§ SHORT TASK:
Write out the material exactly. Do not include the pictures.

Start COLLECTED DATA

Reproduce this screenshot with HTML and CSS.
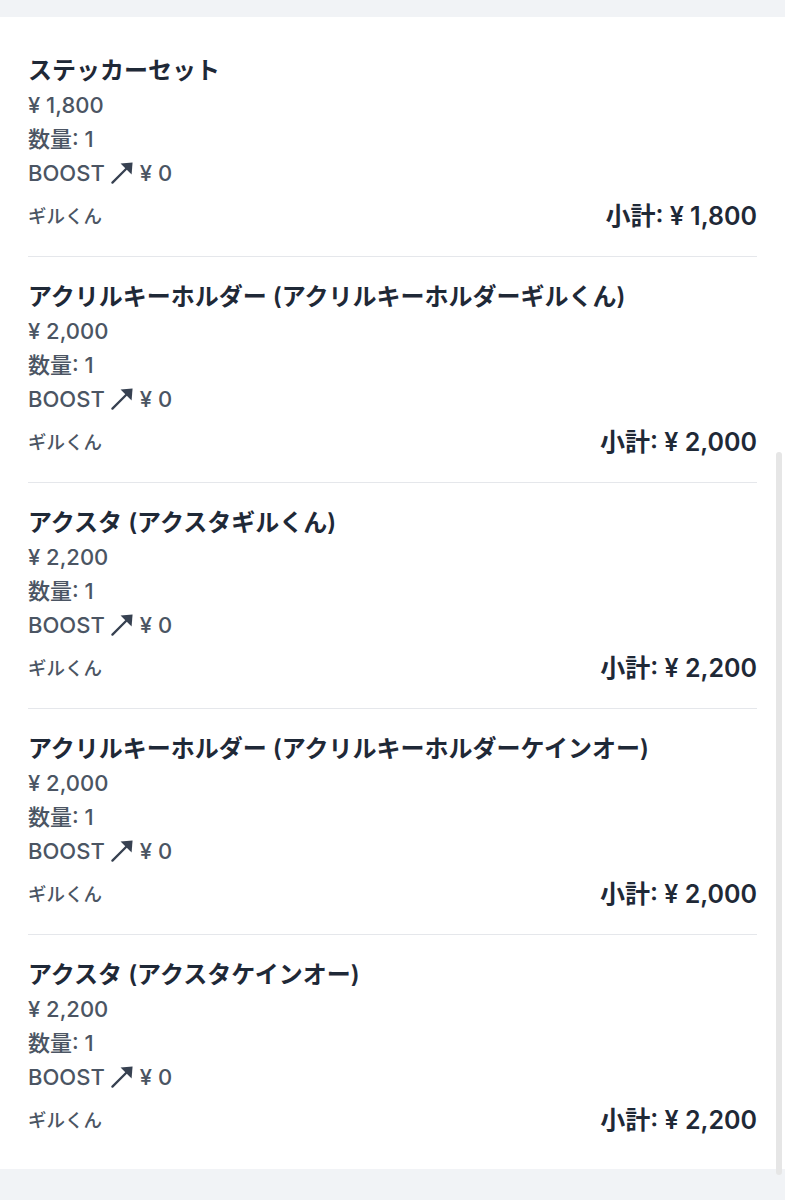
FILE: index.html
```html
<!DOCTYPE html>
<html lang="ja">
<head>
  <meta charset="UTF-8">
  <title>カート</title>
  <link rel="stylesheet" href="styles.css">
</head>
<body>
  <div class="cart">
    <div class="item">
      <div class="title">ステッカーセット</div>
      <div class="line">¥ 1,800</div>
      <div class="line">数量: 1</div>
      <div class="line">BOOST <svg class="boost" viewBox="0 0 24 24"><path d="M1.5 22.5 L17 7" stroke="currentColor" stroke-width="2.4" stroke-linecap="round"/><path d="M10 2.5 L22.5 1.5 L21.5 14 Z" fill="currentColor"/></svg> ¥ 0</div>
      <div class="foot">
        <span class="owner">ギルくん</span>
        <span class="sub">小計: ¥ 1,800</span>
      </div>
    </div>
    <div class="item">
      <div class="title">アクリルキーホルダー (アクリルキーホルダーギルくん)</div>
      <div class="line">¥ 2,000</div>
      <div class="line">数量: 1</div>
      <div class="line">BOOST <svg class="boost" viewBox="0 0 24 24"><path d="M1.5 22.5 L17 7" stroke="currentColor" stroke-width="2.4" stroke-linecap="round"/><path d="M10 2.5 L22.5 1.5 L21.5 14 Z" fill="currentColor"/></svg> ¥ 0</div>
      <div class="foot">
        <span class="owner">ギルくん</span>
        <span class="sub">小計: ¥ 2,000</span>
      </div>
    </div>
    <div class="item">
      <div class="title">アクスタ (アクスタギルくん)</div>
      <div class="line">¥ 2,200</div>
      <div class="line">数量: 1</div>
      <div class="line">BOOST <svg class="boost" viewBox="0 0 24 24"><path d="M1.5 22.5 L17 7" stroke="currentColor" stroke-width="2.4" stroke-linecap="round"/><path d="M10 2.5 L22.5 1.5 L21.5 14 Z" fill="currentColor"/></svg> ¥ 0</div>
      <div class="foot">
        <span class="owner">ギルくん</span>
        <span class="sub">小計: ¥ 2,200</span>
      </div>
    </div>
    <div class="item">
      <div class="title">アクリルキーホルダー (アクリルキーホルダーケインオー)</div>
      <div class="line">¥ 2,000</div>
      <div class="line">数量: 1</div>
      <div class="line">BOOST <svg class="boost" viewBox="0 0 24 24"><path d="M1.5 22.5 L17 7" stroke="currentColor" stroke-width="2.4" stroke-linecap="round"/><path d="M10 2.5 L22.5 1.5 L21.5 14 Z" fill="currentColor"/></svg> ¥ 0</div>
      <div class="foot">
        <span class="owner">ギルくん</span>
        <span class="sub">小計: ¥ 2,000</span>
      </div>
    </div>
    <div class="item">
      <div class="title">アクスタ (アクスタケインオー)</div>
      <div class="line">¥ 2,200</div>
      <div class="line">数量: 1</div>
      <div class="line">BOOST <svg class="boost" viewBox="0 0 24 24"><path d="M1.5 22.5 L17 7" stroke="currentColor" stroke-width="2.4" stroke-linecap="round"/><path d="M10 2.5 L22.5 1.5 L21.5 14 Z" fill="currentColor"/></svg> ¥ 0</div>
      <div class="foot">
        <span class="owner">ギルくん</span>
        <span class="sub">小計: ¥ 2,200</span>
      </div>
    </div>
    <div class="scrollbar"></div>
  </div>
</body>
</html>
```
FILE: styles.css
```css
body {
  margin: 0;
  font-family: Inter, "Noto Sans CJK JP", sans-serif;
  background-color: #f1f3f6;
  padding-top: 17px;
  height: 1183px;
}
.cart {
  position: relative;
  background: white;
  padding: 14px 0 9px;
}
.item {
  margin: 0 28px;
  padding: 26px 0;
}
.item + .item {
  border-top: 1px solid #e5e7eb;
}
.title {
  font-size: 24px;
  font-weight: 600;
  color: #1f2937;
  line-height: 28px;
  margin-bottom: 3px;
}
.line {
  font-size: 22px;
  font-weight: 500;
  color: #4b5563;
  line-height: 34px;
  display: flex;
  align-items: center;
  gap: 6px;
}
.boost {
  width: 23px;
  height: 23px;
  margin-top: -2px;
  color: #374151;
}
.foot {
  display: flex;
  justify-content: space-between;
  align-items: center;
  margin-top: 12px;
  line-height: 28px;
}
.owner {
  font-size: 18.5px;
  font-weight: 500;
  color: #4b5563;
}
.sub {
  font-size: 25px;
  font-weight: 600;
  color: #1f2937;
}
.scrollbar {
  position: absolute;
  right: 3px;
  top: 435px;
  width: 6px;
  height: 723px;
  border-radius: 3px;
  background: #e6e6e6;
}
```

End COLLECTED DATA

§ OUTPUT OF THE EXERCISE:
Reproduce this screenshot with HTML and CSS.
FILE: index.html
```html
<!DOCTYPE html>
<html lang="ja">
<head>
  <meta charset="UTF-8">
  <title>カート</title>
  <link rel="stylesheet" href="styles.css">
</head>
<body>
  <div class="cart">
    <div class="item">
      <div class="title">ステッカーセット</div>
      <div class="line">¥ 1,800</div>
      <div class="line">数量: 1</div>
      <div class="line">BOOST <svg class="boost" viewBox="0 0 24 24"><path d="M1.5 22.5 L17 7" stroke="currentColor" stroke-width="2.4" stroke-linecap="round"/><path d="M10 2.5 L22.5 1.5 L21.5 14 Z" fill="currentColor"/></svg> ¥ 0</div>
      <div class="foot">
        <span class="owner">ギルくん</span>
        <span class="sub">小計: ¥ 1,800</span>
      </div>
    </div>
    <div class="item">
      <div class="title">アクリルキーホルダー (アクリルキーホルダーギルくん)</div>
      <div class="line">¥ 2,000</div>
      <div class="line">数量: 1</div>
      <div class="line">BOOST <svg class="boost" viewBox="0 0 24 24"><path d="M1.5 22.5 L17 7" stroke="currentColor" stroke-width="2.4" stroke-linecap="round"/><path d="M10 2.5 L22.5 1.5 L21.5 14 Z" fill="currentColor"/></svg> ¥ 0</div>
      <div class="foot">
        <span class="owner">ギルくん</span>
        <span class="sub">小計: ¥ 2,000</span>
      </div>
    </div>
    <div class="item">
      <div class="title">アクスタ (アクスタギルくん)</div>
      <div class="line">¥ 2,200</div>
      <div class="line">数量: 1</div>
      <div class="line">BOOST <svg class="boost" viewBox="0 0 24 24"><path d="M1.5 22.5 L17 7" stroke="currentColor" stroke-width="2.4" stroke-linecap="round"/><path d="M10 2.5 L22.5 1.5 L21.5 14 Z" fill="currentColor"/></svg> ¥ 0</div>
      <div class="foot">
        <span class="owner">ギルくん</span>
        <span class="sub">小計: ¥ 2,200</span>
      </div>
    </div>
    <div class="item">
      <div class="title">アクリルキーホルダー (アクリルキーホルダーケインオー)</div>
      <div class="line">¥ 2,000</div>
      <div class="line">数量: 1</div>
      <div class="line">BOOST <svg class="boost" viewBox="0 0 24 24"><path d="M1.5 22.5 L17 7" stroke="currentColor" stroke-width="2.4" stroke-linecap="round"/><path d="M10 2.5 L22.5 1.5 L21.5 14 Z" fill="currentColor"/></svg> ¥ 0</div>
      <div class="foot">
        <span class="owner">ギルくん</span>
        <span class="sub">小計: ¥ 2,000</span>
      </div>
    </div>
    <div class="item">
      <div class="title">アクスタ (アクスタケインオー)</div>
      <div class="line">¥ 2,200</div>
      <div class="line">数量: 1</div>
      <div class="line">BOOST <svg class="boost" viewBox="0 0 24 24"><path d="M1.5 22.5 L17 7" stroke="currentColor" stroke-width="2.4" stroke-linecap="round"/><path d="M10 2.5 L22.5 1.5 L21.5 14 Z" fill="currentColor"/></svg> ¥ 0</div>
      <div class="foot">
        <span class="owner">ギルくん</span>
        <span class="sub">小計: ¥ 2,200</span>
      </div>
    </div>
    <div class="scrollbar"></div>
  </div>
</body>
</html>
```
FILE: styles.css
```css
body {
  margin: 0;
  font-family: Inter, "Noto Sans CJK JP", sans-serif;
  background-color: #f1f3f6;
  padding-top: 17px;
  height: 1183px;
}
.cart {
  position: relative;
  background: white;
  padding: 14px 0 9px;
}
.item {
  margin: 0 28px;
  padding: 26px 0;
}
.item + .item {
  border-top: 1px solid #e5e7eb;
}
.title {
  font-size: 24px;
  font-weight: 600;
  color: #1f2937;
  line-height: 28px;
  margin-bottom: 3px;
}
.line {
  font-size: 22px;
  font-weight: 500;
  color: #4b5563;
  line-height: 34px;
  display: flex;
  align-items: center;
  gap: 6px;
}
.boost {
  width: 23px;
  height: 23px;
  margin-top: -2px;
  color: #374151;
}
.foot {
  display: flex;
  justify-content: space-between;
  align-items: center;
  margin-top: 12px;
  line-height: 28px;
}
.owner {
  font-size: 18.5px;
  font-weight: 500;
  color: #4b5563;
}
.sub {
  font-size: 25px;
  font-weight: 600;
  color: #1f2937;
}
.scrollbar {
  position: absolute;
  right: 3px;
  top: 435px;
  width: 6px;
  height: 723px;
  border-radius: 3px;
  background: #e6e6e6;
}
```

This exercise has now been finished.